WHAT YOU HAVE TO DO: Leave out the pictures and transcribe everything else exactly.

INFORMATION SHOWN:

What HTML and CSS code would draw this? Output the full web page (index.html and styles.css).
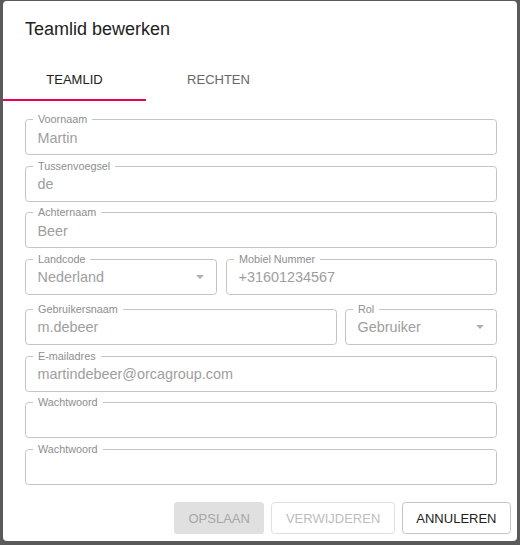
FILE: index.html
```html
<!DOCTYPE html>
<html lang="nl">
<head>
<meta charset="utf-8">
<title>Teamlid bewerken</title>
<link rel="stylesheet" href="styles.css">
</head>
<body>
<div class="dialog">
  <h2 class="title">Teamlid bewerken</h2>
  <div class="tabs">
    <div class="tab active">TEAMLID</div>
    <div class="tab">RECHTEN</div>
  </div>
  <div class="content">
    <div class="field"><span class="label">Voornaam</span><div class="value">Martin</div></div>
    <div class="field"><span class="label">Tussenvoegsel</span><div class="value">de</div></div>
    <div class="field"><span class="label">Achternaam</span><div class="value">Beer</div></div>
    <div class="row row-country">
      <div class="field select"><span class="label">Landcode</span><div class="value">Nederland</div>
        <svg class="arrow" width="8" height="4" viewBox="0 0 8 4"><path d="M0 0h8L4 4z" fill="#b0b0b0"/></svg></div>
      <div class="field"><span class="label">Mobiel Nummer</span><div class="value">+31601234567</div></div>
    </div>
    <div class="row row-user">
      <div class="field"><span class="label">Gebruikersnaam</span><div class="value">m.debeer</div></div>
      <div class="field select"><span class="label">Rol</span><div class="value">Gebruiker</div>
        <svg class="arrow" width="8" height="4" viewBox="0 0 8 4"><path d="M0 0h8L4 4z" fill="#b0b0b0"/></svg></div>
    </div>
    <div class="field"><span class="label">E-mailadres</span><div class="value">martindebeer@orcagroup.com</div></div>
    <div class="field"><span class="label">Wachtwoord</span><div class="value"></div></div>
    <div class="field"><span class="label">Wachtwoord</span><div class="value"></div></div>
  </div>
  <div class="actions">
    <button class="btn btn-contained" disabled>OPSLAAN</button>
    <button class="btn btn-outlined" disabled>VERWIJDEREN</button>
    <button class="btn btn-outlined btn-active">ANNULEREN</button>
  </div>
</div>
</body>
</html>
```

FILE: styles.css
```css
* { box-sizing: border-box; }

html, body {
  margin: 0;
  padding: 0;
}

body {
  background: #5a5a5a;
  width: 520px;
  height: 545px;
  overflow: hidden;
  font-family: "Liberation Sans", Arial, sans-serif;
}

.dialog {
  margin: 1px 0 0 3px;
  width: 514px;
  height: 540px;
  background: #ffffff;
  border-radius: 4px;
  display: flex;
  flex-direction: column;
}

.title {
  margin: 0;
  padding: 14px 22px;
  font-size: 18px;
  line-height: 29px;
  font-weight: normal;
  color: #212121;
}

.tabs {
  display: flex;
  height: 43px;
}

.tab {
  width: 143px;
  display: flex;
  align-items: center;
  justify-content: center;
  font-size: 13px;
  color: #666666;
  border-bottom: 2px solid transparent;
  padding-top: 2px;
}

.tab + .tab {
  width: 145px;
}

.tab.active {
  color: #212121;
  border-bottom-color: #e6005a;
}

.content {
  padding: 18px 20px 0 22px;
  display: flex;
  flex-direction: column;
  gap: 10.6px;
}

.row {
  display: grid;
}

.row-country {
  grid-template-columns: 192px 1fr;
  column-gap: 9px;
}

.row-user {
  grid-template-columns: 1fr 152px;
  column-gap: 8px;
  margin-top: 3.6px;
}

.field {
  position: relative;
  height: 36px;
  border: 1px solid #c4c4c4;
  border-radius: 3.6px;
  display: flex;
  align-items: center;
}

.label {
  position: absolute;
  top: -7px;
  left: 7px;
  padding: 0 5px;
  background: #ffffff;
  font-size: 10.8px;
  line-height: 13px;
  color: #8e8e8e;
  white-space: nowrap;
}

.value {
  flex: 1;
  padding: 0 11.5px;
  font-size: 14.4px;
  line-height: 18px;
  color: #9e9e9e;
  white-space: nowrap;
  padding-top: 1px;
}

.arrow {
  margin-right: 12px;
  flex: none;
}

.actions {
  margin-top: auto;
  padding: 0 6px 7px 0;
  display: flex;
  justify-content: flex-end;
  gap: 7px;
}

.btn {
  height: 32px;
  padding: 0 13.5px;
  border-radius: 3.6px;
  font-family: "Liberation Sans", Arial, sans-serif;
  font-size: 13px;
  border: 1px solid transparent;
  background: transparent;
  color: #bdbdbd;
}

.btn-contained {
  background: #e0e0e0;
  color: #a6a6a6;
}

.btn-outlined {
  border-color: #e0e0e0;
}

.btn-active {
  border-color: #c4c4c4;
  color: #212121;
}
```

EXERCISE SOLUTION:
What HTML and CSS code would draw this? Output the full web page (index.html and styles.css).
FILE: index.html
```html
<!DOCTYPE html>
<html lang="nl">
<head>
<meta charset="utf-8">
<title>Teamlid bewerken</title>
<link rel="stylesheet" href="styles.css">
</head>
<body>
<div class="dialog">
  <h2 class="title">Teamlid bewerken</h2>
  <div class="tabs">
    <div class="tab active">TEAMLID</div>
    <div class="tab">RECHTEN</div>
  </div>
  <div class="content">
    <div class="field"><span class="label">Voornaam</span><div class="value">Martin</div></div>
    <div class="field"><span class="label">Tussenvoegsel</span><div class="value">de</div></div>
    <div class="field"><span class="label">Achternaam</span><div class="value">Beer</div></div>
    <div class="row row-country">
      <div class="field select"><span class="label">Landcode</span><div class="value">Nederland</div>
        <svg class="arrow" width="8" height="4" viewBox="0 0 8 4"><path d="M0 0h8L4 4z" fill="#b0b0b0"/></svg></div>
      <div class="field"><span class="label">Mobiel Nummer</span><div class="value">+31601234567</div></div>
    </div>
    <div class="row row-user">
      <div class="field"><span class="label">Gebruikersnaam</span><div class="value">m.debeer</div></div>
      <div class="field select"><span class="label">Rol</span><div class="value">Gebruiker</div>
        <svg class="arrow" width="8" height="4" viewBox="0 0 8 4"><path d="M0 0h8L4 4z" fill="#b0b0b0"/></svg></div>
    </div>
    <div class="field"><span class="label">E-mailadres</span><div class="value">martindebeer@orcagroup.com</div></div>
    <div class="field"><span class="label">Wachtwoord</span><div class="value"></div></div>
    <div class="field"><span class="label">Wachtwoord</span><div class="value"></div></div>
  </div>
  <div class="actions">
    <button class="btn btn-contained" disabled>OPSLAAN</button>
    <button class="btn btn-outlined" disabled>VERWIJDEREN</button>
    <button class="btn btn-outlined btn-active">ANNULEREN</button>
  </div>
</div>
</body>
</html>
```

FILE: styles.css
```css
* { box-sizing: border-box; }

html, body {
  margin: 0;
  padding: 0;
}

body {
  background: #5a5a5a;
  width: 520px;
  height: 545px;
  overflow: hidden;
  font-family: "Liberation Sans", Arial, sans-serif;
}

.dialog {
  margin: 1px 0 0 3px;
  width: 514px;
  height: 540px;
  background: #ffffff;
  border-radius: 4px;
  display: flex;
  flex-direction: column;
}

.title {
  margin: 0;
  padding: 14px 22px;
  font-size: 18px;
  line-height: 29px;
  font-weight: normal;
  color: #212121;
}

.tabs {
  display: flex;
  height: 43px;
}

.tab {
  width: 143px;
  display: flex;
  align-items: center;
  justify-content: center;
  font-size: 13px;
  color: #666666;
  border-bottom: 2px solid transparent;
  padding-top: 2px;
}

.tab + .tab {
  width: 145px;
}

.tab.active {
  color: #212121;
  border-bottom-color: #e6005a;
}

.content {
  padding: 18px 20px 0 22px;
  display: flex;
  flex-direction: column;
  gap: 10.6px;
}

.row {
  display: grid;
}

.row-country {
  grid-template-columns: 192px 1fr;
  column-gap: 9px;
}

.row-user {
  grid-template-columns: 1fr 152px;
  column-gap: 8px;
  margin-top: 3.6px;
}

.field {
  position: relative;
  height: 36px;
  border: 1px solid #c4c4c4;
  border-radius: 3.6px;
  display: flex;
  align-items: center;
}

.label {
  position: absolute;
  top: -7px;
  left: 7px;
  padding: 0 5px;
  background: #ffffff;
  font-size: 10.8px;
  line-height: 13px;
  color: #8e8e8e;
  white-space: nowrap;
}

.value {
  flex: 1;
  padding: 0 11.5px;
  font-size: 14.4px;
  line-height: 18px;
  color: #9e9e9e;
  white-space: nowrap;
  padding-top: 1px;
}

.arrow {
  margin-right: 12px;
  flex: none;
}

.actions {
  margin-top: auto;
  padding: 0 6px 7px 0;
  display: flex;
  justify-content: flex-end;
  gap: 7px;
}

.btn {
  height: 32px;
  padding: 0 13.5px;
  border-radius: 3.6px;
  font-family: "Liberation Sans", Arial, sans-serif;
  font-size: 13px;
  border: 1px solid transparent;
  background: transparent;
  color: #bdbdbd;
}

.btn-contained {
  background: #e0e0e0;
  color: #a6a6a6;
}

.btn-outlined {
  border-color: #e0e0e0;
}

.btn-active {
  border-color: #c4c4c4;
  color: #212121;
}
```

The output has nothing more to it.